Major drug bust targets fentanyl, which can devastate families

When they learned how Cal Heinen died last year at age 23, his parents and sister made a decision.

“Holding hands while sitting on his bed, that choice was to be open and honest about his death and why,” said Cal’s father, Aaron Heinen.

On Tuesday, they stepped before the cameras in Kent to explain how Cal died last year from a fentanyl overdose.

It was in a pill passed off as something else.

“We know Cal made a choice to take a pill. What he did not choose was not to wake up again,” said his mother, Diana Heinen.

The wrath of fentanyl laced into counterfeit pills was the backdrop to an announcement from the Drug Enforcement Administration that agents arrested 64 people in three local drug takedowns over the past six weeks.

Just two milligrams of fentanyl can be fatal.

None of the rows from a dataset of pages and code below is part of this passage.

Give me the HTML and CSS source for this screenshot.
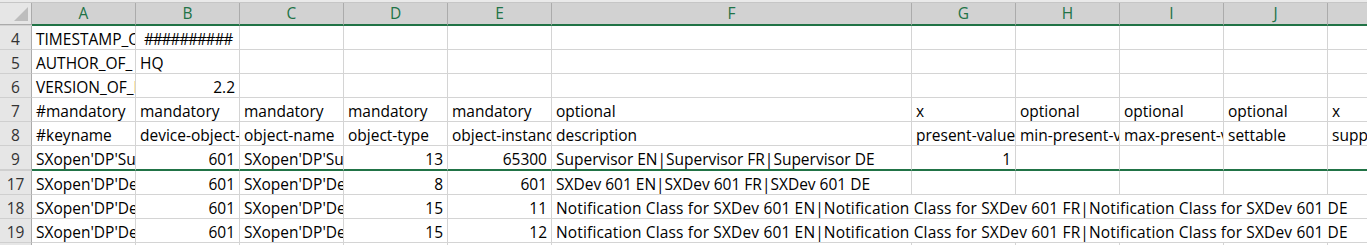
FILE: index.html
```html
<!DOCTYPE html>
<html lang="en">
<head>
    <meta charset="UTF-8">
    <title>Sheet</title>
    <link rel="stylesheet" href="styles.css">
</head>
<body>
    <div class="sheet">
        <div class="row head-row">
            <div class="corner">
                <svg width="14" height="14" viewBox="0 0 14 14"><polygon points="14,0 14,14 0,14" fill="#bdbdbd"/></svg>
            </div>
            <div class="ch">A</div>
            <div class="ch">B</div>
            <div class="ch">C</div>
            <div class="ch">D</div>
            <div class="ch">E</div>
            <div class="ch">F</div>
            <div class="ch">G</div>
            <div class="ch">H</div>
            <div class="ch">I</div>
            <div class="ch">J</div>
            <div class="ch">K</div>
        </div>

        <div class="row">
            <div class="rh">4</div>
            <div class="c">TIMESTAMP_OF_EXPORT</div>
            <div class="c hash">##########</div>
            <div class="c"></div><div class="c"></div><div class="c"></div><div class="c"></div>
            <div class="c"></div><div class="c"></div><div class="c"></div><div class="c"></div><div class="c"></div>
        </div>
        <div class="row">
            <div class="rh">5</div>
            <div class="c">AUTHOR_OF_ EXPORT</div>
            <div class="c">HQ</div>
            <div class="c"></div><div class="c"></div><div class="c"></div><div class="c"></div>
            <div class="c"></div><div class="c"></div><div class="c"></div><div class="c"></div><div class="c"></div>
        </div>
        <div class="row">
            <div class="rh">6</div>
            <div class="c">VERSION_OF_EXPORT</div>
            <div class="c num">2.2</div>
            <div class="c"></div><div class="c"></div><div class="c"></div><div class="c"></div>
            <div class="c"></div><div class="c"></div><div class="c"></div><div class="c"></div><div class="c"></div>
        </div>
        <div class="row">
            <div class="rh">7</div>
            <div class="c">#mandatory</div>
            <div class="c">mandatory</div>
            <div class="c">mandatory</div>
            <div class="c">mandatory</div>
            <div class="c">mandatory</div>
            <div class="c">optional</div>
            <div class="c">x</div>
            <div class="c">optional</div>
            <div class="c">optional</div>
            <div class="c">optional</div>
            <div class="c">x</div>
        </div>
        <div class="row">
            <div class="rh">8</div>
            <div class="c">#keyname</div>
            <div class="c">device-object-instance</div>
            <div class="c">object-name</div>
            <div class="c">object-type</div>
            <div class="c">object-instance</div>
            <div class="c">description</div>
            <div class="c">present-value</div>
            <div class="c">min-present-value</div>
            <div class="c">max-present-value</div>
            <div class="c">settable</div>
            <div class="c">supported-values</div>
        </div>
        <div class="row frozen">
            <div class="rh">9</div>
            <div class="c">SXopen'DP'Supervisor</div>
            <div class="c num">601</div>
            <div class="c">SXopen'DP'Supervisor</div>
            <div class="c num">13</div>
            <div class="c num">65300</div>
            <div class="c">Supervisor EN|Supervisor FR|Supervisor DE</div>
            <div class="c num">1</div>
            <div class="c"></div><div class="c"></div><div class="c"></div><div class="c"></div>
        </div>
        <div class="row">
            <div class="rh">17</div>
            <div class="c">SXopen'DP'Dev601</div>
            <div class="c num">601</div>
            <div class="c">SXopen'DP'Dev601</div>
            <div class="c num">8</div>
            <div class="c num">601</div>
            <div class="c">SXDev 601 EN|SXDev 601 FR|SXDev 601 DE</div>
            <div class="c"></div><div class="c"></div><div class="c"></div><div class="c"></div><div class="c"></div>
        </div>
        <div class="row">
            <div class="rh">18</div>
            <div class="c">SXopen'DP'Dev601'NC11</div>
            <div class="c num">601</div>
            <div class="c">SXopen'DP'Dev601'NC11</div>
            <div class="c num">15</div>
            <div class="c num">11</div>
            <div class="c spill">Notification Class for SXDev 601 EN|Notification Class for SXDev 601 FR|Notification Class for SXDev 601 DE</div>
        </div>
        <div class="row">
            <div class="rh">19</div>
            <div class="c">SXopen'DP'Dev601'NC12</div>
            <div class="c num">601</div>
            <div class="c">SXopen'DP'Dev601'NC12</div>
            <div class="c num">15</div>
            <div class="c num">12</div>
            <div class="c spill">Notification Class for SXDev 601 EN|Notification Class for SXDev 601 FR|Notification Class for SXDev 601 DE</div>
        </div>
        <div class="row">
            <div class="rh"></div>
            <div class="c"></div><div class="c"></div><div class="c"></div><div class="c"></div><div class="c"></div><div class="c"></div>
            <div class="c"></div><div class="c"></div><div class="c"></div><div class="c"></div><div class="c"></div>
        </div>
    </div>
</body>
</html>
```

FILE: styles.css
```css
body {
    margin: 0;
    padding: 0;
    background-color: #fff;
    overflow: hidden;
    font-family: "Open Sans", "Noto Sans", sans-serif;
    font-size: 15.5px;
}

.sheet {
    width: 1432px;
    padding-top: 2px;
    background-color: #eaeaea;
}

.row {
    display: grid;
    grid-template-columns: 32px repeat(5, 104px) 360px repeat(5, 104px);
    background-color: #fff;
}

/* column header strip */
.head-row {
    border-top: 1px solid #c6c6c6;
    background-color: #d2d2d2;
}

.corner {
    height: 22px;
    background-color: #e6e6e6;
    border-right: 1px solid #ababab;
    border-bottom: 1px solid #ababab;
    display: flex;
    align-items: flex-end;
    justify-content: flex-end;
    padding: 0 3px 3px 0;
    box-sizing: border-box;
}

.corner svg {
    display: block;
}

.ch {
    height: 23px;
    box-sizing: border-box;
    border-right: 1px solid #ababab;
    border-bottom: 2px solid #217346;
    text-align: center;
    color: #217346;
    line-height: 20px;
}

/* row numbers */
.rh {
    height: 24px;
    box-sizing: border-box;
    background-color: #e6e6e6;
    border-right: 1px solid #ababab;
    border-bottom: 1px solid #cfcfcf;
    color: #333;
    text-align: center;
    line-height: 20px;
    padding-top: 3px;
}

/* cells */
.c {
    height: 24px;
    box-sizing: border-box;
    border-right: 1px solid #d4d4d4;
    border-bottom: 1px solid #d4d4d4;
    padding: 3px 3px 0 4px;
    line-height: 20px;
    white-space: nowrap;
    overflow: hidden;
    color: #000;
}

.num {
    text-align: right;
    padding-right: 4px;
}

.hash {
    text-align: center;
    letter-spacing: -1.2px;
}

/* long text runs over the empty cells to its right */
.spill {
    grid-column: 7 / span 6;
    letter-spacing: 0.15px;
}

.frozen .c {
    height: 25px;
    border-bottom: 2px solid #217346;
}

.frozen .rh {
    height: 25px;
    border-bottom: 2px solid #cfcfcf;
}
```
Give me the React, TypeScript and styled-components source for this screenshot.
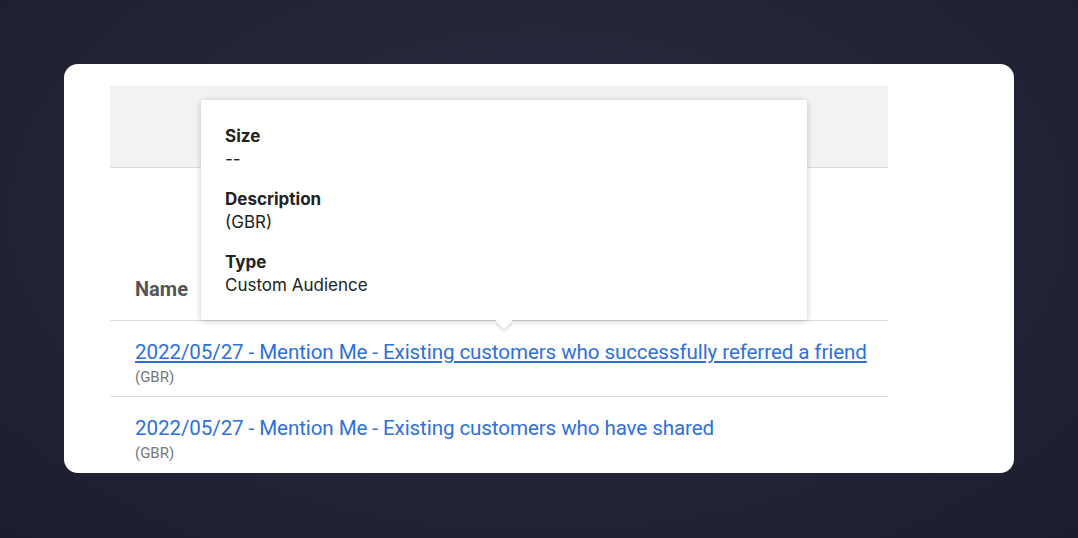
import React from "react";
import styled, { createGlobalStyle } from "styled-components";

const Global = createGlobalStyle`
  html, body { margin: 0; padding: 0; }
  body {
    width: 1078px;
    height: 538px;
    overflow: hidden;
    background: radial-gradient(ellipse at 50% 40%, #2b2c42 0%, #222336 60%, #1c1d2e 100%);
  }
`;

const Stage = styled.div`
  padding: 64px 64px 0 64px;
  height: 538px;
  box-sizing: border-box;
`;

const Card = styled.div`
  position: relative;
  background: #fff;
  border-radius: 14px;
  height: 409px;
  overflow: hidden;
  padding: 22px 126px 0 46px;
  box-sizing: border-box;
`;

const HeadBand = styled.div`
  height: 81px;
  background: #f2f2f2;
  border-bottom: 1px solid #dcdcdc;
`;

const NameHeader = styled.div`
  height: 153px;
  display: flex;
  align-items: flex-end;
  padding: 0 0 19px 25px;
  box-sizing: border-box;
  border-bottom: 1px solid #dcdcdc;
  font: 700 20px Roboto, "Liberation Sans", sans-serif;
  color: #555;
`;

const Row = styled.div<{ $last?: boolean }>`
  height: 76px;
  padding: 19px 0 0 25px;
  box-sizing: border-box;
  border-bottom: ${(p) => (p.$last ? "none" : "1px solid #dcdcdc")};
`;

const Link = styled.a<{ $underline?: boolean }>`
  display: block;
  font: 400 20.6px Roboto, "Liberation Sans", sans-serif;
  letter-spacing: -0.1px;
  color: #2f6fdb;
  text-decoration: ${(p) => (p.$underline ? "underline" : "none")};
  text-underline-offset: 2px;
  line-height: 24px;
`;

const Sub = styled.div`
  font: 400 15px Roboto, "Liberation Sans", sans-serif;
  color: #777;
  margin-top: 4px;
`;

const Tooltip = styled.div`
  position: absolute;
  left: 137px;
  top: 36px;
  width: 606px;
  height: 220px;
  box-sizing: border-box;
  padding: 25px 24px;
  background: #fff;
  border-radius: 3px;
  box-shadow: 0 1px 6px rgba(0, 0, 0, 0.22);
  font-family: Inter, "Liberation Sans", sans-serif;
  font-size: 17px;
  color: #222;
  &::after {
    content: "";
    position: absolute;
    left: 297px;
    bottom: -7px;
    width: 12px;
    height: 12px;
    background: #fff;
    transform: rotate(45deg);
    box-shadow: 2px 2px 3px rgba(0, 0, 0, 0.12);
  }
`;

const Field = styled.div`
  margin-bottom: 17px;
  line-height: 23px;
`;

const Label = styled.div`
  font-weight: 700;
`;

export default function App() {
  return (
    <Stage>
      <Global />
      <Card>
        <HeadBand />
        <NameHeader>Name</NameHeader>
        <Row>
          <Link href="#" $underline>
            2022/05/27 - Mention Me - Existing customers who successfully referred a friend
          </Link>
          <Sub>(GBR)</Sub>
        </Row>
        <Row $last>
          <Link href="#">2022/05/27 - Mention Me - Existing customers who have shared</Link>
          <Sub>(GBR)</Sub>
        </Row>
        <Tooltip>
          <Field>
            <Label>Size</Label>
            <div>--</div>
          </Field>
          <Field>
            <Label>Description</Label>
            <div>(GBR)</div>
          </Field>
          <Field>
            <Label>Type</Label>
            <div>Custom Audience</div>
          </Field>
        </Tooltip>
      </Card>
    </Stage>
  );
}
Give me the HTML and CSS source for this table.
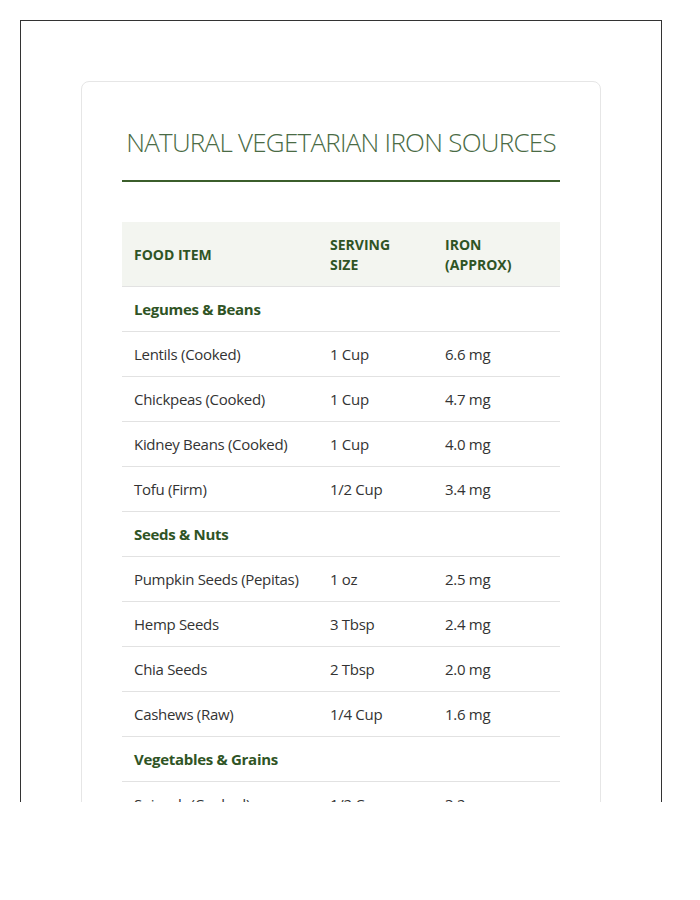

“These drugs have been identified as the greatest threat in our region, and mass distribution is being controlled by transnational criminal cartels that have tentacles that reach from Mexico into the Puget Sound,” said DEA Special Agent in Charge Keith Weis.

Seized drugs include 332 pounds of meth, 87 pounds of heroin and 42,000 fentanyl pills.

COVID-19 has not slowed the drug trade.

“They have doubled down on using the pandemic as an opportunity to sell escape, addiction, and far too often, the death of our loved ones,” said U.S. Attorney Brian Moran.

“Each and every one of these drug busts that they’re doing saves lives, it takes a lot of pills off the street,” Aaron Heinen said.

His son’s life was full of promise.

The University of Idaho graduate moved to Seattle to pursue a career in film and media.

“If we’re able to talk about our son’s death, then it’s OK for each and every parent to go home and talk to their kids and then have their kids talk to their friends,” Heinen said.